Todd got married last year and he and his wife Samantha are building a new home on their lifestyle block. He’s enjoying being back in CHB and with an eye to the future, wants to make sure he strikes a good balance between work and downtime. "When we do have kids I want to be able to do things such as coaching rugby. Getting a balanced lifestyle is important."

When asked how buying a trucking business has turned out, compared to when he started, Todd says, To be honest, I thought, ‘I’m going to buy heaps of trucks and we’ll be all over country.’ It took about two months sitting in that driver’s seat to change my mind. It was an eye opener, after being in the background for so many years watching other people run their business. The reality was a bit different."

"We had a run to Gisborne for a bit – that truck was on road for 22 hours a day, but there again, personnel was the key. We couldn’t find good quality staff. So I pulled that service. It’s easy to say ‘yes we’ll put another truck on’, but our focus is to provide excellent service and that is all I ever want to do. It’s a pride thing too, wanting to achieve a good business name in Hawkes Bay and building those relationships.

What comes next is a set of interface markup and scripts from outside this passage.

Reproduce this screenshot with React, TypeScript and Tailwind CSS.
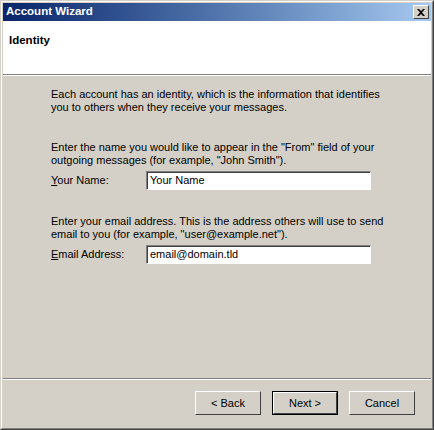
import React from "react";

const font = { fontFamily: '"Liberation Sans", Arial, sans-serif' };

function Field({ hotkey, rest, value }: { hotkey: string; rest: string; value: string }) {
  return (
    <div className="flex items-center h-[19px]">
      <span className="w-[95px]">
        <span className="underline underline-offset-1">{hotkey}</span>
        {rest}
      </span>
      <div className="w-[225px] h-[19px] bg-white border-t border-l border-[#808080] border-r border-b border-r-white border-b-white">
        <div className="h-full border-t border-l border-[#404040] pl-[2px] leading-[15px] text-black">
          {value}
        </div>
      </div>
    </div>
  );
}

function Btn({ children, active }: { children: React.ReactNode; active?: boolean }) {
  return (
    <div className={active ? "border border-black" : ""}>
      <div
        className={
          (active ? "w-[64px] h-[22px]" : "w-[66px] h-[24px]") +
          " bg-[#d4d0c8] border-t border-l border-white border-r border-b border-r-[#404040] border-b-[#404040] flex items-center justify-center"
        }
      >
        {children}
      </div>
    </div>
  );
}

export default function App() {
  return (
    <div
      style={font}
      className="w-[434px] h-[430px] bg-[#d4d0c8] text-[11px] text-black border-t border-l border-[#d4d0c8] border-r border-b border-r-[#404040] border-b-[#404040]"
    >
      <div className="h-full flex flex-col border-t border-l border-white border-r border-b border-r-[#808080] border-b-[#808080] p-[1px]">
        {/* title bar */}
        <div className="h-[18px] flex items-center justify-between bg-gradient-to-r from-[#0a246a] to-[#a6caf0] pl-[3px] pr-[2px]">
          <span className="text-white font-bold text-[11.5px]">Account Wizard</span>
          <div className="w-[16px] h-[14px] bg-[#d4d0c8] border-t border-l border-white border-r border-b border-r-[#404040] border-b-[#404040] flex items-center justify-center">
            <svg width="8" height="7" viewBox="0 0 8 7">
              <path d="M0 0h2l2 2 2-2h2L5 3.5 8 7H6L4 5 2 7H0l3-3.5z" fill="black" />
            </svg>
          </div>
        </div>

        {/* header */}
        <div className="h-[54px] bg-white px-[6px] pt-[11px] border-b border-[#808080]">
          <span className="font-bold text-[11.5px]">Identity</span>
        </div>
        <div className="h-px bg-white" />

        {/* body */}
        <div className="flex-1 pl-[48px] pt-[12px] leading-[13px]">
          <p>
            Each account has an identity, which is the information that identifies
            <br />
            you to others when they receive your messages.
          </p>
          <p className="mt-[27px]">
            Enter the name you would like to appear in the "From" field of your
            <br />
            outgoing messages (for example, "John Smith").
          </p>
          <div className="mt-[4px]">
            <Field hotkey="Y" rest="our Name:" value="Your Name" />
          </div>
          <p className="mt-[25px]">
            Enter your email address. This is the address others will use to send
            <br />
            email to you (for example, "user@example.net").
          </p>
          <div className="mt-[4px]">
            <Field hotkey="E" rest="mail Address:" value="email@domain.tld" />
          </div>
        </div>

        {/* footer */}
        <div className="border-t border-[#808080]">
          <div className="border-t border-white h-[48px] flex items-start justify-end gap-[11px] pt-[11px] pr-[16px]">
            <Btn>&lt; Back</Btn>
            <Btn active>Next &gt;</Btn>
            <Btn>Cancel</Btn>
          </div>
        </div>
      </div>
    </div>
  );
}
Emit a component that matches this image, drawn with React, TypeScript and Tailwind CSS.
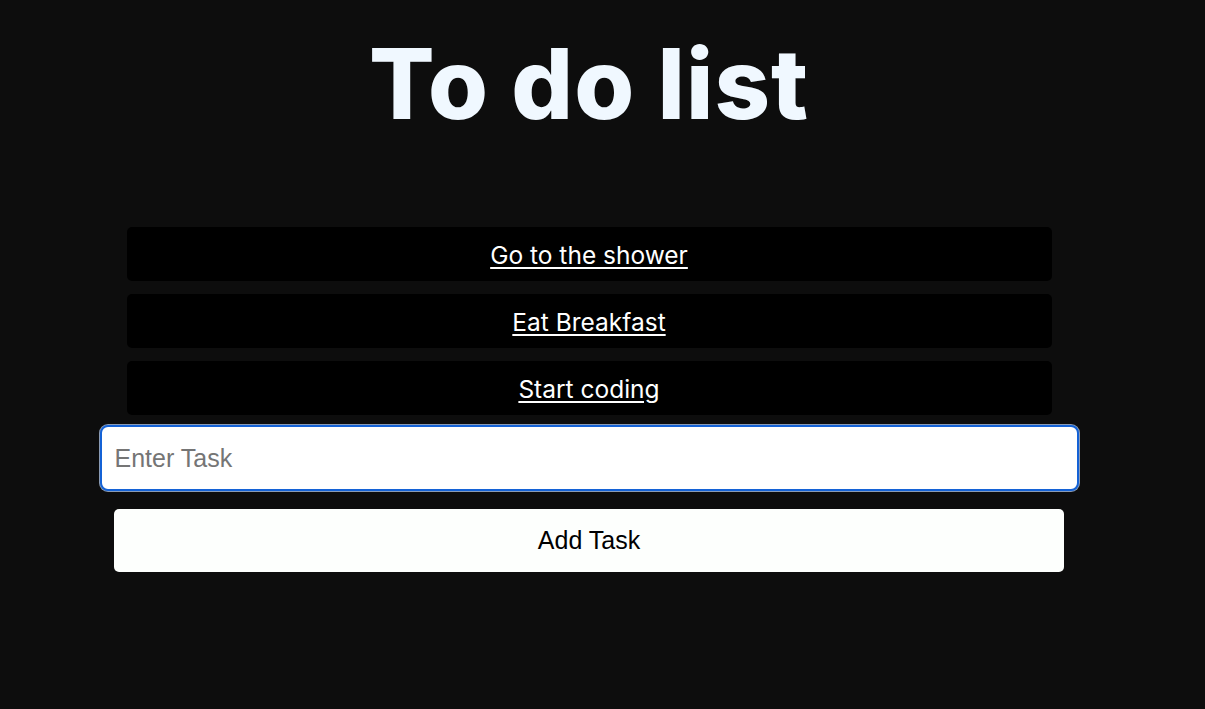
import { useState } from "react";

const initialTasks = ["Go to the shower", "Eat Breakfast", "Start coding"];

export default function App() {
  const [tasks, setTasks] = useState<string[]>(initialTasks);
  const [value, setValue] = useState("");

  const addTask = () => {
    if (!value.trim()) return;
    setTasks([...tasks, value.trim()]);
    setValue("");
  };

  return (
    <div className="min-h-[709px] w-full bg-[#0d0d0d]">
      <div className="w-[1178px] flex flex-col items-center">
        <h1 className="mt-[25px] text-[97px] leading-[117px] font-extrabold tracking-[1px] text-[#f0f8ff] font-['Inter',sans-serif]">
          To do list
        </h1>

        <ul className="mt-[85px] w-[925px] flex flex-col gap-[13px]">
          {tasks.map((task) => (
            <li
              key={task}
              className="h-[54px] pt-[1px] rounded-[5px] bg-black flex items-center justify-center"
            >
              <a
                href="#"
                className="text-[24.5px] leading-[30px] text-white underline underline-offset-[3px] font-['Inter',sans-serif]"
              >
                {task}
              </a>
            </li>
          ))}
        </ul>

        <input
          value={value}
          onChange={(e) => setValue(e.target.value)}
          placeholder="Enter Task"
          className="mt-[10px] w-[979px] h-[66px] rounded-[8px] bg-white border-2 border-[#1462d6] shadow-[0_0_0_1px_#8a9bb5] px-[13px] text-[25px] text-black placeholder:text-[#757575] outline-none font-['Liberation_Sans',Arial,sans-serif]"
        />

        <button
          onClick={addTask}
          className="mt-[18px] w-[950px] h-[63px] rounded-[5px] bg-[#fdfffd] text-black text-[25px] font-['Liberation_Sans',Arial,sans-serif]"
        >
          Add Task
        </button>
      </div>
    </div>
  );
}
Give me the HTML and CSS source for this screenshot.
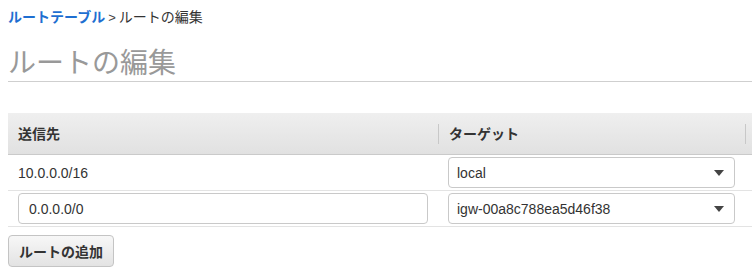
FILE: index.html
```html
<!DOCTYPE html>
<html lang="ja">
<head>
<meta charset="utf-8">
<title>ルートの編集</title>
<link rel="stylesheet" href="styles.css">
</head>
<body>
<div class="page">
  <div class="breadcrumb"><a class="crumb-link" href="#">ルートテーブル</a><span class="crumb-sep">&gt;</span><span class="crumb-current">ルートの編集</span></div>
  <h1 class="title">ルートの編集</h1>
  <div class="routes">
    <div class="row head">
      <div class="cell"><span class="head-label">送信先</span></div>
      <div class="cell"><span class="head-label sep">ターゲット</span></div>
      <div class="cell"><span class="head-label sep"></span></div>
    </div>
    <div class="row">
      <div class="cell"><span class="static">10.0.0.0/16</span></div>
      <div class="cell"><div class="select"><span>local</span><i class="caret"></i></div></div>
      <div class="cell"></div>
    </div>
    <div class="row">
      <div class="cell"><div class="input">0.0.0.0/0</div></div>
      <div class="cell"><div class="select"><span>igw-00a8c788ea5d46f38</span><i class="caret"></i></div></div>
      <div class="cell"></div>
    </div>
  </div>
  <button class="btn" type="button">ルートの追加</button>
</div>
</body>
</html>
```
FILE: styles.css
```css
html, body {
  margin: 0;
  background: #fff;
}
.page {
  padding-left: 8px;
  font-family: "Liberation Sans", "Noto Sans CJK JP", sans-serif;
  font-size: 14px;
  color: #333;
}
.breadcrumb {
  padding-top: 8px;
  line-height: 18px;
  height: 18px;
}
.crumb-link {
  color: #1f6fd1;
  font-weight: bold;
  text-decoration: none;
}
.crumb-sep {
  margin: 0 3px;
  color: #444;
  font-size: 13px;
}
.crumb-current {
  color: #333;
}
.title {
  margin: 21px 0 0;
  font-size: 28px;
  font-weight: normal;
  line-height: 34px;
  color: #999;
  border-bottom: 1px solid #cfcfcf;
}
.routes {
  margin-top: 31px;
}
.row {
  display: grid;
  grid-template-columns: 430px 307px 7px;
  height: 35px;
  border-bottom: 1px solid #e3e3e3;
}
.row.head {
  height: 41px;
  background: linear-gradient(#efefef, #e1e1e1);
  border-bottom: 1px solid #cacaca;
}
.cell {
  display: flex;
  align-items: center;
  padding-left: 10px;
  box-sizing: border-box;
  min-width: 0;
}
.head .cell {
  padding-left: 0;
}
.head .cell:first-child {
  padding-left: 10px;
}
.head-label {
  font-weight: bold;
  line-height: 20px;
}
.head-label.sep {
  border-left: 1px solid #c8c8c8;
  padding-left: 10px;
  height: 20px;
}
.static {
  line-height: 18px;
  padding-top: 1px;
}
.input {
  width: 410px;
  height: 31px;
  box-sizing: border-box;
  border: 1px solid #c9c9c9;
  border-radius: 4px;
  padding-left: 10px;
  display: flex;
  align-items: center;
  background: #fff;
}
.select {
  width: 287px;
  height: 31px;
  box-sizing: border-box;
  border: 1px solid #c9c9c9;
  border-radius: 4px;
  padding: 0 10px 0 8px;
  display: flex;
  align-items: center;
  justify-content: space-between;
  background: #fff;
}
.caret {
  width: 0;
  height: 0;
  border-left: 5px solid transparent;
  border-right: 5px solid transparent;
  border-top: 6px solid #444;
}
.btn {
  margin-top: 8px;
  height: 32px;
  padding: 0 10px;
  font-family: "Liberation Sans", "Noto Sans CJK JP", sans-serif;
  font-size: 14px;
  font-weight: bold;
  color: #333;
  background: linear-gradient(#f7f7f7, #e3e3e3);
  border: 1px solid #c4c4c4;
  border-radius: 4px;
}
```
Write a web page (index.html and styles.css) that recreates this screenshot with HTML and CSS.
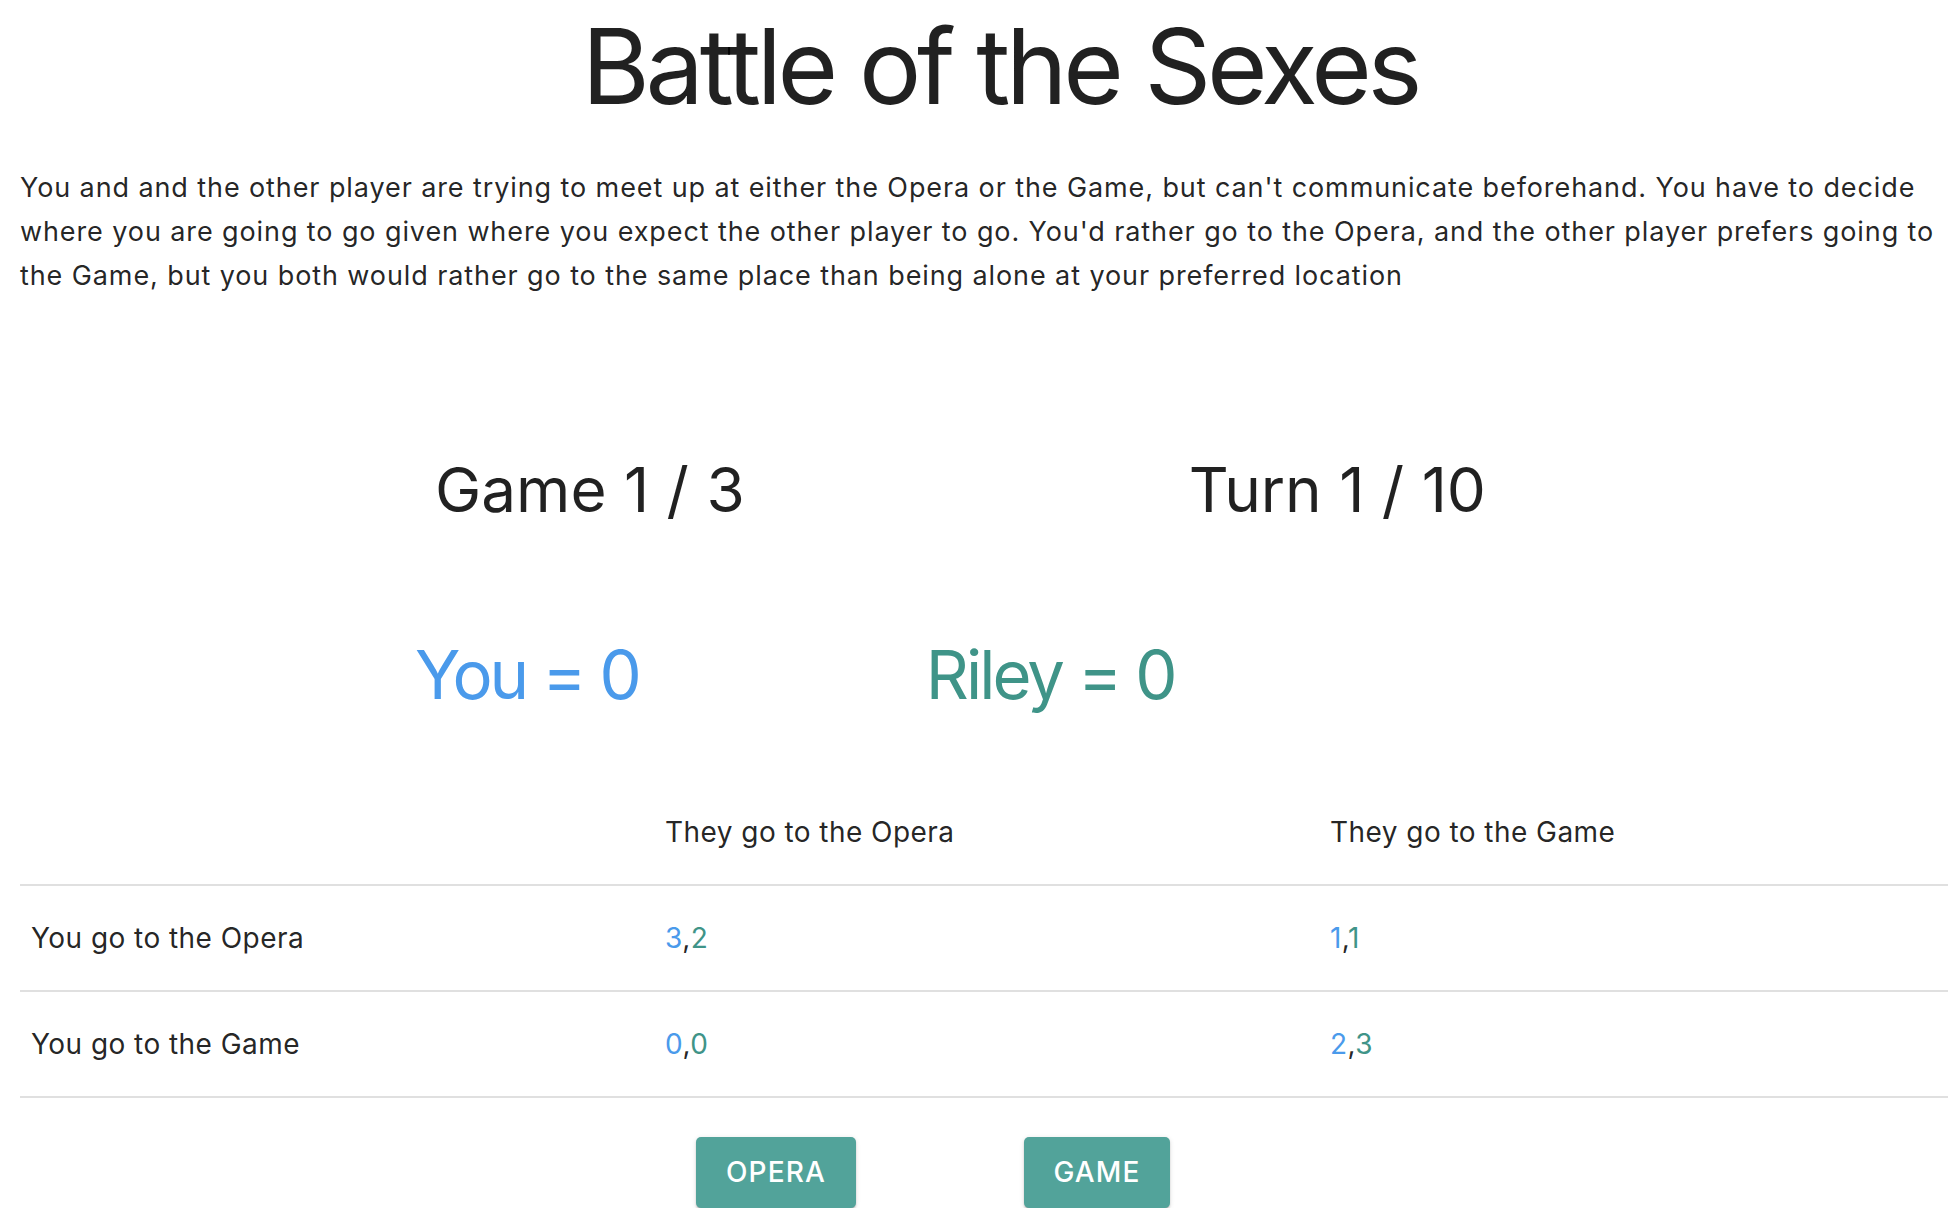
FILE: index.html
```html
<!DOCTYPE html>
<html lang="en">
<head>
<meta charset="utf-8">
<title>Battle of the Sexes</title>
<link rel="stylesheet" href="styles.css">
</head>
<body>
<main class="page">
  <h1 class="title">Battle of the Sexes</h1>
  <p class="intro">You and and the other player are trying to meet up at either the Opera or the Game, but can't communicate beforehand. You have to decide where you are going to go given where you expect the other player to go. You'd rather go to the Opera, and the other player prefers going to the Game, but you both would rather go to the same place than being alone at your preferred location</p>

  <div class="round">
    <div class="round-item">Game 1 / 3</div>
    <div class="round-item">Turn 1 / 10</div>
  </div>

  <div class="scores">
    <div class="score you">You = 0</div>
    <div class="score riley">Riley = 0</div>
  </div>

  <table class="matrix">
    <colgroup>
      <col class="c1">
      <col class="c2">
      <col class="c3">
    </colgroup>
    <thead>
      <tr><th></th><th>They go to the Opera</th><th>They go to the Game</th></tr>
    </thead>
    <tbody>
      <tr><td>You go to the Opera</td><td><span class="you">3</span>,<span class="riley">2</span></td><td><span class="you">1</span>,<span class="riley">1</span></td></tr>
      <tr><td>You go to the Game</td><td><span class="you">0</span>,<span class="riley">0</span></td><td><span class="you">2</span>,<span class="riley">3</span></td></tr>
    </tbody>
  </table>

  <div class="actions">
    <button class="btn btn-opera">OPERA</button>
    <button class="btn btn-game">GAME</button>
  </div>
</main>
</body>
</html>
```

FILE: styles.css
```css
html, body {
  margin: 0;
  padding: 0;
  background: #ffffff;
  overflow: hidden;
}
body {
  font-family: Inter, "Liberation Sans", sans-serif;
  color: rgba(0, 0, 0, 0.87);
}
.page {
  width: 1960px;
  margin-left: 20px;
  padding-top: 4px;
}
.title {
  margin: 0;
  font-size: 104px;
  line-height: 1.2;
  font-weight: 400;
  text-align: center;
  letter-spacing: -0.041em;
}
.intro {
  margin: 37px 0 0 0;
  width: 1922px;
  font-size: 27px;
  line-height: 44px;
  font-weight: 400;
  letter-spacing: 0.9px;
}
.round {
  margin-top: 155px;
  display: flex;
  gap: 444px;
  padding-left: 415px;
}
.round-item {
  font-size: 62px;
  line-height: 1.2;
  font-weight: 400;
}
.scores {
  margin-top: 108px;
  display: flex;
  gap: 287px;
  padding-left: 395px;
}
.score {
  font-size: 67px;
  line-height: 1.2;
  font-weight: 400;
  letter-spacing: -0.044em;
}
.you { color: #4a9aeb; }
.riley { color: #3f9488; }
.matrix {
  margin-top: 64px;
  width: 1960px;
  border-collapse: collapse;
  table-layout: fixed;
}
.matrix .c1 { width: 634px; }
.matrix .c2 { width: 665px; }
.matrix th,
.matrix td {
  height: 101px;
  padding: 3px 0 0 11px;
  border-bottom: 2px solid #e0e0e0;
  text-align: left;
  vertical-align: middle;
  font-size: 28px;
  font-weight: 400;
  line-height: 1.4;
  letter-spacing: 0.45px;
  color: rgba(0, 0, 0, 0.87);
}
.matrix td .you { color: #4a9aeb; }
.matrix td .riley { color: #3f9488; }
.actions {
  margin-top: 39px;
  display: flex;
  gap: 168px;
  padding-left: 676px;
}
.btn {
  height: 71px;
  padding: 0;
  border: none;
  border-radius: 5px;
  background: #52a39a;
  color: #ffffff;
  font-family: Inter, "Liberation Sans", sans-serif;
  font-size: 28px;
  font-weight: 500;
  letter-spacing: 0.04em;
  box-shadow: 0 3px 1px -2px rgba(0,0,0,0.2), 0 2px 2px 0 rgba(0,0,0,0.14), 0 1px 5px 0 rgba(0,0,0,0.12);
}
.btn-opera { width: 160px; }
.btn-game { width: 146px; }
```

Todd says the next 10 years will be interesting in CHB. "If the district continues to grow, we’ll grow too. People love the fact we are local – it’s beneficial for Waipukurau to have another independent freight business. We give fantastic service and go that extra mile for our customers. It’s all about building relationships.

Our main push at moment is to get more of our own direct freight. We use a collective freight company Freighthub so we can advertise nationwide carrying. If anyone needs freight taken nationwide, we can do it."